In the first year alone, more than $24 million was spent on more than 20 major new rides and attractions. The work of 50 contractors had to be orchestrated in the massive reconstruction of the park.
Another key factor was to find the right balance between the older, more traditional aspects of the park with the new-age attractions that people now expect. For example, a state-of-the-art roller coaster along with a white water raft ride and other thrill rides were added to the park's line-up to complement the vintage 1927 roller coaster, the 1911 carousel, and an antique trolley.
From 1997 through 2008, another $20 million was spent to rejuvenate the park and restore its luster. In total, nearly $50 million had been invested in new rides, attractions, and physical improvements.
The Kennywood vision of what Lake Compounce could be, the company's financial resources, and Kennywood's knowledge of the industry coupled with the state's involvement were the primary ingredients for success. Moreover, the image of the park began to improve when the company did what it said it would do.
The park's transformation has tastefully integrated its natural beauty and rich heritage with a blend of classical and contemporary rides, live shows, and unique attractions.

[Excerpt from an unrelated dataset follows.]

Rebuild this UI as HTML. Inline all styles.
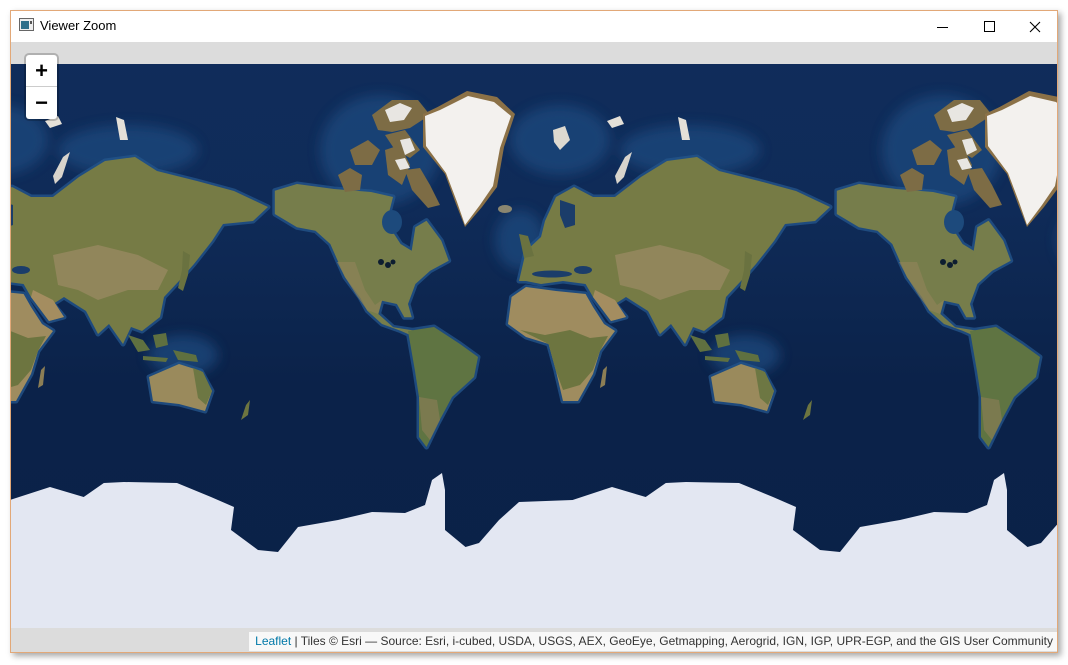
<!DOCTYPE html>
<html><head><meta charset="utf-8"><style>
html,body{margin:0;padding:0;background:#fff;width:1068px;height:665px;overflow:hidden;font-family:"Liberation Sans",Arial,sans-serif}
#win{position:absolute;left:10px;top:10px;width:1046px;height:641px;border:1px solid #e2a878;background:#dcdcdc;box-shadow:3px 3px 6px rgba(0,0,0,.35);overflow:hidden}
#title{position:absolute;left:0;top:0;width:1046px;height:31px;background:#fff;font-size:13px;color:#000}
#title .t{position:absolute;left:29px;top:7px}
#map{position:absolute;left:0;top:53px;width:1046px;height:564px;overflow:hidden;background:#0c2349}
#zoom{position:absolute;left:13px;top:42px;width:31px;height:64px;background:#fff;border:2px solid rgba(0,0,0,.2);border-radius:5px;background-clip:padding-box}
#zoom div{height:32px;text-align:center;font:bold 22px/32px "Liberation Sans",Arial,sans-serif;color:#000}
#zoom div:first-child{border-bottom:1px solid #ccc;height:31px;line-height:31px}
#attr{position:absolute;right:0;top:621px;height:19px;background:rgba(255,255,255,.8);font-size:12px;line-height:19px;padding:0 4px 0 6px;color:#333;white-space:nowrap}
#attr a{color:#0078a8;text-decoration:none}
</style></head><body>
<div id="win">
 <div id="title">
  <svg style="position:absolute;left:8px;top:7px" width="15" height="13" viewBox="0 0 15 13"><rect x=".5" y=".5" width="14" height="12" fill="#eee" stroke="#666"/><rect x="2" y="3" width="8" height="8" fill="#2f6f8a"/><rect x="11" y="3" width="2" height="3" fill="#555"/></svg>
  <span class="t">Viewer Zoom</span>
  <svg style="position:absolute;left:920px;top:8px" width="120" height="16" viewBox="0 0 120 16">
   <line x1="6" y1="8.5" x2="17" y2="8.5" stroke="#000"/>
   <rect x="53.5" y="2.5" width="10" height="10" fill="none" stroke="#000"/>
   <path d="M99 3 L109 13 M109 3 L99 13" stroke="#000" stroke-width="1.1"/>
  </svg>
 </div>
 <div id="map">
 <svg width="1046" height="564" viewBox="11 64 1046 564">
  <defs>
   <linearGradient id="oc" x1="0" y1="0" x2="0" y2="1">
    <stop offset="0" stop-color="#102d5c"/><stop offset=".3" stop-color="#0f2b58"/><stop offset=".55" stop-color="#0b2249"/><stop offset="1" stop-color="#0a2148"/>
   </linearGradient>
   <filter id="bl"><feGaussianBlur stdDeviation="6"/></filter>
   <g id="world">
    <g fill="#1d4a7e" opacity=".75" filter="url(#bl)">
     <ellipse cx="380" cy="150" rx="60" ry="55"/>
     <ellipse cx="560" cy="140" rx="50" ry="35"/>
     <ellipse cx="690" cy="150" rx="70" ry="25"/>
     <ellipse cx="745" cy="355" rx="35" ry="20"/>
     <ellipse cx="520" cy="240" rx="25" ry="30"/>
    </g>
    <g stroke="#23548a" stroke-width="5" stroke-linejoin="round" fill="none" opacity=".8">
     <path d="M274.8,190.7 297,184 334,189 371,192 393,197 389.5,210.7 387.6,224 400.6,244 411.7,250.7 415.4,227.3 426.5,220.7 441.3,240.7 448.7,260.7 430.2,270.7 415.4,284 408,304 411.7,317.3 404.3,317.3 396.9,304 382,300.7 378.4,314 393.2,327.3 415.4,330.7 415.4,337.3 400.6,330.7 382,324 367.3,310.7 360,297.3 345,277.3 337.7,260.7 330.3,244 315.5,230.7 297,227.3 274.8,214Z"/>
     <path d="M408,331 434,327 460,344 478,357 474,377 452,397 437.6,424 426.5,447 419,437 419,397 415,371Z"/>
     <path d="M519,281 526,251 541,237 545,221 556,197 574,187 593,197 615,197 641,177 667,161 697,157 719,171 759,181 796,191 830,207 815,221 785,224 774,241 756,264 741,281 726,297 722,317 704,331 693,327 685,344 671,324 660,334 648,311 626,297 615,304 626,317 611,321 593,297 585.6,284 563,281 541,284 526,281Z"/>
     <path d="M585.6,294 556,291 526,287 511.6,297 508,324 526,337 548.6,344 556,371 563,401 578,401 593,374 600,351 615,331 604,324 593,307Z"/>
     <path d="M711,377 741,364 763,371 774,391 767,411 741,404 715,401Z"/>
    </g>
    <path fill="#767d4b" d="M274.8,190.7 297,184 334,189 371,192 393,197 389.5,210.7 387.6,224 400.6,244 411.7,250.7 415.4,227.3 426.5,220.7 441.3,240.7 448.7,260.7 430.2,270.7 415.4,284 408,304 411.7,317.3 404.3,317.3 396.9,304 382,300.7 378.4,314 393.2,327.3 415.4,330.7 415.4,337.3 400.6,330.7 382,324 367.3,310.7 360,297.3 345,277.3 337.7,260.7 330.3,244 315.5,230.7 297,227.3 274.8,214Z"/>
    <path fill="#8f8358" opacity=".7" d="M337,262 355,262 365,290 375,305 382,300 378,314 367,310 357,296 345,277Z"/>
    <g fill="#0d1d30"><circle cx="381" cy="262" r="3"/><circle cx="388" cy="265" r="3"/><circle cx="393" cy="262" r="2.5"/></g>
    <ellipse cx="392" cy="222" rx="10" ry="12" fill="#1d4a7c"/>
    <g fill="#7d6c45">
     <path d="M338,175 350,168 362,175 360,190 345,192Z"/>
     <path d="M350,150 368,140 380,150 372,165 355,165Z"/>
     <path d="M385,150 400,145 410,165 402,185 388,175Z"/>
     <path d="M372,115 392,100 418,100 430,115 410,128 392,132 378,130Z"/>
     <path d="M385,135 405,130 420,150 410,158 395,150Z"/>
     <path d="M405,170 420,168 430,185 440,205 428,208 412,190Z"/>
    </g>
    <g fill="#e8e6e2">
     <path d="M385,110 400,103 412,108 404,120 390,122Z"/>
     <path d="M400,140 410,138 415,150 405,155Z"/>
     <path d="M395,160 405,158 410,168 400,170Z"/>
    </g>
    <path fill="#8b7147" d="M423,114 437.6,107 467,91 497,97 515,114 504,147 497,187 482,207 465,227 456,204 445,174 423,147Z"/>
    <path fill="#f3f1ee" d="M425,116 440,110 468,96 494,102 511,116 500,148 493,186 480,205 465,225 457,202 446,173 426,146Z"/>
    <ellipse cx="505" cy="209" rx="7" ry="4" fill="#8a8670"/>
    <path fill="#ddd9d0" d="M553,130 565,126 570,140 560,150 554,142Z"/>
    <path fill="#e4e0d8" d="M607,121 620,116 624,124 612,128Z"/>
    <path fill="#e4e0d8" d="M678,117 686,120 690,140 682,140Z"/>
    <path fill="#d8d4cc" d="M625,157 632,152 624,177 617,184 615,176Z"/>
    <path fill="#5f7442" d="M408,331 434,327 460,344 478,357 474,377 452,397 437.6,424 426.5,447 419,437 419,397 415,371Z"/>
    <path fill="#8d7e58" opacity=".6" d="M419,397 437,400 440,420 430,440 422,430Z"/>
    <path fill="#767b45" d="M519,281 526,251 541,237 545,221 556,197 574,187 593,197 615,197 641,177 667,161 697,157 719,171 759,181 796,191 830,207 815,221 785,224 774,241 756,264 741,281 726,297 722,317 704,331 693,327 685,344 671,324 660,334 648,311 626,297 615,304 626,317 611,321 593,297 585.6,284 563,281 541,284 526,281Z"/>
    <path fill="#988a60" opacity=".8" d="M615,255 660,245 700,255 730,270 720,290 690,290 660,300 640,290 620,285Z"/>
    <path fill="#a48d60" d="M595,290 615,300 626,317 611,321 593,297Z"/>
    <ellipse cx="583" cy="270" rx="9" ry="4" fill="#1b3d6a"/>
    <ellipse cx="552" cy="274" rx="20" ry="3.5" fill="#1b3d6a"/>
    <path fill="#1b3d6a" d="M560,200 575,205 575,225 565,228 560,215Z"/>
    <path fill="#6a7240" d="M519,234 528,236 534,256 524,258Z"/>
    <path fill="#6a7240" d="M745,251 752,255 750,275 745,291 740,288 744,270Z"/>
    <g fill="#5f7040">
     <path d="M690,335 705,340 712,350 700,352Z"/>
     <path d="M715,335 728,333 730,345 718,348Z"/>
     <path d="M735,350 758,355 760,362 740,360Z"/>
     <path d="M705,356 730,358 728,362 705,360Z"/>
    </g>
    <path fill="#9f8c5f" d="M585.6,294 556,291 526,287 511.6,297 508,324 526,337 548.6,344 556,371 563,401 578,401 593,374 600,351 615,331 604,324 593,307Z"/>
    <path fill="#6d7540" d="M520,330 548.6,344 556,371 563,390 580,385 593,370 600,351 608,336 590,338 570,330 545,335Z"/>
    <path fill="#8c7e55" d="M603,370 607,366 605,385 600,388Z"/>
    <path fill="#9a8a5c" d="M711,377 741,364 763,371 774,391 767,411 741,404 715,401Z"/>
    <path fill="#6d7743" d="M755,368 765,372 774,391 768,405 760,398Z"/>
    <path fill="#6d7540" d="M808,405 812,400 810,415 803,420Z"/>
   </g>
  </defs>
  <rect x="0" y="0" width="1100" height="700" fill="url(#oc)"/>
  <use href="#world" x="-562"/>
  <use href="#world"/>
  <use href="#world" x="562"/>
  <path fill="#e3e7f2" d="M10,500 50,487 83.7,497 103.8,483 124,482 177,483 211,497 234,507 231,530 258,550 278,552 298,527 338,520 372,512 405,513 425,505 432,480 442,473 445,490 445,530 465.5,547 479,543 499,520 519,502 572.6,500 612,487 645.7,497 665.8,483 686,482 739,483 773,497 796,507 793,530 820,550 840,552 860,527 900,520 934,512 967,513 987,505 994,480 1004,473 1007,490 1007,530 1027.5,547 1041,543 1061,520 1061,640 10,640Z"/>
 </svg>
 </div>
 <div id="zoom"><div>+</div><div>−</div></div>
 <div id="attr"><a>Leaflet</a> | Tiles © Esri — Source: Esri, i-cubed, USDA, USGS, AEX, GeoEye, Getmapping, Aerogrid, IGN, IGP, UPR-EGP, and the GIS User Community</div>
</div>
</body></html>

In 2009, Lake Compounce was acquired by Palace Entertainment, along with the other previous Kennywood Entertainment parks. Palace Entertainment is the country's largest operator of water parks and family entertainment centers, featuring 40 parks entertaining 14 million visitors per year. It is part of the Parques Reunidos worldwide family of parks. A steadfast commitment to maintaining a top-notch family entertainment venue, as well as to providing superior guest service, remains stronger than ever. A balance of change and tradition continue to be important for Lake Compounce, the nation's oldest, continuously-operating amusement park.